--- START OF DATASET SECTION ---
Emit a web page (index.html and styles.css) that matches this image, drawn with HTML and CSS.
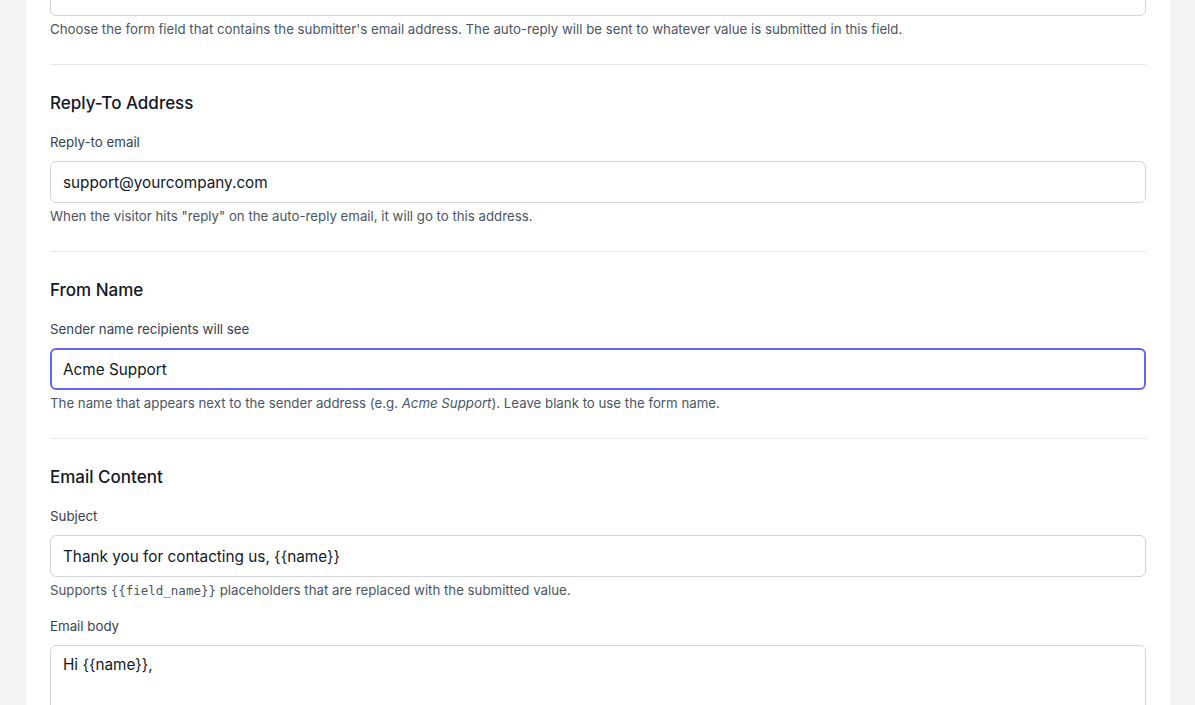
FILE: index.html
```html
<!DOCTYPE html>
<html lang="en">
<head>
<meta charset="utf-8">
<title>Auto-reply settings</title>
<link rel="stylesheet" href="styles.css">
</head>
<body>
<div class="page">
  <div class="card">
    <div class="field-tail">
      <div class="input input-top"></div>
      <p class="help">Choose the form field that contains the submitter's email address. The auto-reply will be sent to whatever value is submitted in this field.</p>
    </div>

    <section class="section">
      <h3 class="heading">Reply-To Address</h3>
      <div class="field">
        <label class="label">Reply-to email</label>
        <div class="input">support@yourcompany.com</div>
        <p class="help">When the visitor hits "reply" on the auto-reply email, it will go to this address.</p>
      </div>
    </section>

    <section class="section">
      <h3 class="heading">From Name</h3>
      <div class="field">
        <label class="label">Sender name recipients will see</label>
        <div class="input focused">Acme Support</div>
        <p class="help">The name that appears next to the sender address (e.g. <em>Acme Support</em>). Leave blank to use the form name.</p>
      </div>
    </section>

    <section class="section">
      <h3 class="heading">Email Content</h3>
      <div class="field">
        <label class="label">Subject</label>
        <div class="input">Thank you for contacting us, {{name}}</div>
        <p class="help">Supports <code class="code">{{field_name}}</code> placeholders that are replaced with the submitted value.</p>
      </div>
      <div class="field">
        <label class="label">Email body</label>
        <div class="input textarea">Hi {{name}},</div>
      </div>
    </section>
  </div>
</div>
</body>
</html>
```

FILE: styles.css
```css
* { box-sizing: border-box; }
html, body { margin: 0; padding: 0; }
body {
  background: #f3f4f6;
  font-family: Inter, "Liberation Sans", sans-serif;
  color: #111827;
  height: 705px;
  overflow: hidden;
}
.page {
  padding: 0 25px 0 26px;
}
.card {
  background: #fff;
  padding: 0 24px;
  min-height: 705px;
  margin-top: -26px;
}
.field-tail { padding-bottom: 25px; }
.input {
  height: 42px;
  border: 1px solid #d1d5db;
  border-radius: 6px;
  padding: 0 12px;
  display: flex;
  align-items: center;
  font-size: 15.3px;
  color: #111827;
  background: #fff;
}
.input.focused {
  border: 2px solid #6366f1;
  padding: 0 11px;
}
.input.textarea {
  height: 120px;
  align-items: flex-start;
  padding-top: 9px;
}
.help {
  margin: 3px 0 0;
  font-size: 13.25px;
  line-height: 20px;
  color: #4b5563;
}
.help em { font-style: italic; }
.code {
  font-family: "DejaVu Sans Mono", monospace;
  font-size: 12.5px;
  color: #4b5563;
}
.section {
  border-top: 1px solid #e5e7eb;
  padding: 24px 0 25px;
}
.heading {
  margin: 0 0 15px;
  font-size: 17px;
  line-height: 28px;
  font-weight: 500;
  color: #111827;
}
.field + .field { margin-top: 15px; }
.label {
  display: block;
  font-size: 13.3px;
  line-height: 20px;
  color: #374151;
  font-weight: 400;
  margin-bottom: 9px;
}
```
--- END OF DATASET SECTION ---
**WRITTEN EXERCISE:** Write out the full listing verbatim, excluding its pictures.

**SOLUTION FOR THIS TASK:**
Emit a web page (index.html and styles.css) that matches this image, drawn with HTML and CSS.
FILE: index.html
```html
<!DOCTYPE html>
<html lang="en">
<head>
<meta charset="utf-8">
<title>Auto-reply settings</title>
<link rel="stylesheet" href="styles.css">
</head>
<body>
<div class="page">
  <div class="card">
    <div class="field-tail">
      <div class="input input-top"></div>
      <p class="help">Choose the form field that contains the submitter's email address. The auto-reply will be sent to whatever value is submitted in this field.</p>
    </div>

    <section class="section">
      <h3 class="heading">Reply-To Address</h3>
      <div class="field">
        <label class="label">Reply-to email</label>
        <div class="input">support@yourcompany.com</div>
        <p class="help">When the visitor hits "reply" on the auto-reply email, it will go to this address.</p>
      </div>
    </section>

    <section class="section">
      <h3 class="heading">From Name</h3>
      <div class="field">
        <label class="label">Sender name recipients will see</label>
        <div class="input focused">Acme Support</div>
        <p class="help">The name that appears next to the sender address (e.g. <em>Acme Support</em>). Leave blank to use the form name.</p>
      </div>
    </section>

    <section class="section">
      <h3 class="heading">Email Content</h3>
      <div class="field">
        <label class="label">Subject</label>
        <div class="input">Thank you for contacting us, {{name}}</div>
        <p class="help">Supports <code class="code">{{field_name}}</code> placeholders that are replaced with the submitted value.</p>
      </div>
      <div class="field">
        <label class="label">Email body</label>
        <div class="input textarea">Hi {{name}},</div>
      </div>
    </section>
  </div>
</div>
</body>
</html>
```

FILE: styles.css
```css
* { box-sizing: border-box; }
html, body { margin: 0; padding: 0; }
body {
  background: #f3f4f6;
  font-family: Inter, "Liberation Sans", sans-serif;
  color: #111827;
  height: 705px;
  overflow: hidden;
}
.page {
  padding: 0 25px 0 26px;
}
.card {
  background: #fff;
  padding: 0 24px;
  min-height: 705px;
  margin-top: -26px;
}
.field-tail { padding-bottom: 25px; }
.input {
  height: 42px;
  border: 1px solid #d1d5db;
  border-radius: 6px;
  padding: 0 12px;
  display: flex;
  align-items: center;
  font-size: 15.3px;
  color: #111827;
  background: #fff;
}
.input.focused {
  border: 2px solid #6366f1;
  padding: 0 11px;
}
.input.textarea {
  height: 120px;
  align-items: flex-start;
  padding-top: 9px;
}
.help {
  margin: 3px 0 0;
  font-size: 13.25px;
  line-height: 20px;
  color: #4b5563;
}
.help em { font-style: italic; }
.code {
  font-family: "DejaVu Sans Mono", monospace;
  font-size: 12.5px;
  color: #4b5563;
}
.section {
  border-top: 1px solid #e5e7eb;
  padding: 24px 0 25px;
}
.heading {
  margin: 0 0 15px;
  font-size: 17px;
  line-height: 28px;
  font-weight: 500;
  color: #111827;
}
.field + .field { margin-top: 15px; }
.label {
  display: block;
  font-size: 13.3px;
  line-height: 20px;
  color: #374151;
  font-weight: 400;
  margin-bottom: 9px;
}
```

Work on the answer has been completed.